The Wall Street Journal reported that Obama was nevertheless “furious” at Trump’s claims, citing unnamed sources close to Obama.

Trump tried to call Obama to convey his thanks for a letter Obama left for him in the Oval Office, according to tradition, but the two never connected, according to unnamed sources familiar with the matter cited by the Wall Street Journal.

Even before Trump made his unsubstantiated allegations about surveillance on Saturday, he habitually pushed baseless claims and racist conspiracies about Obama.

He claimed in 2011 that Obama’s writing was “about 37 classes below” that of Ernest Hemingway and alleged that former Weather Underground member Bill Ayers actually wrote Obama’s 1995 book Dreams From My Father.

Trump did not stop pushing the so-called “birther” movement, which claimed that Obama was born in Africa so his presidency was illegitimate, until less than two months before the 2016 election.

In exchange, Obama made Trump into a punchline during his remarks at the White House Correspondents’ Dinner in 2011 and 2016. During the presidential election, Obama told Jimmy Kimmel that he laughed at Trump’s 2016 debate performances “most of the time.”

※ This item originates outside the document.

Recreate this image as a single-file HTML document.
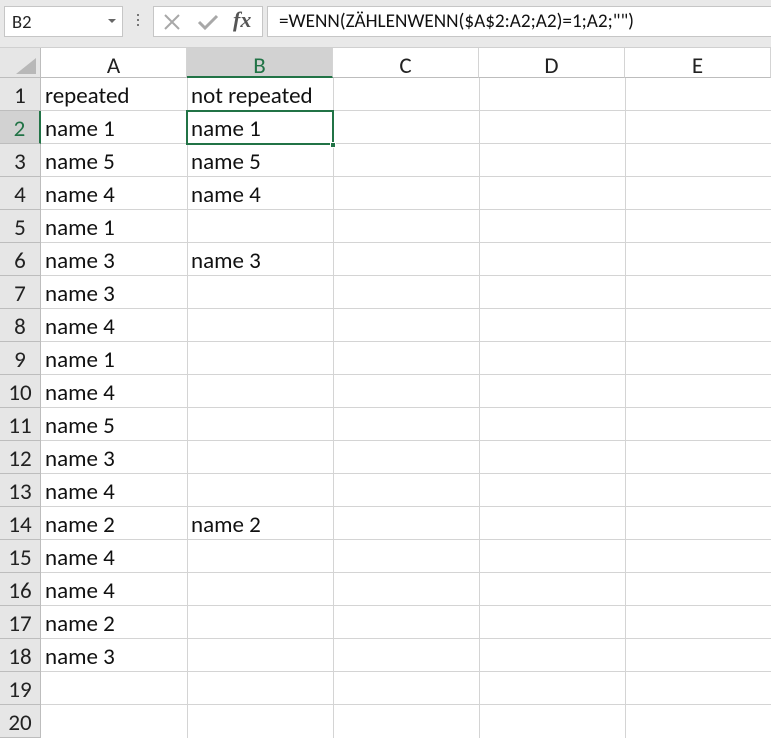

In November, former White House press secretary Josh Earnest nevertheless described the first meeting between Trump and Obama as “a little less awkward” than the media might have imagined.

In a New Yorker profile published a week later, Obama was slightly more equivocal about the meeting.

“I think I can’t characterize it without…” he began, before stopping and saying that he would describe the meeting further “at some point over a beer—off the record.”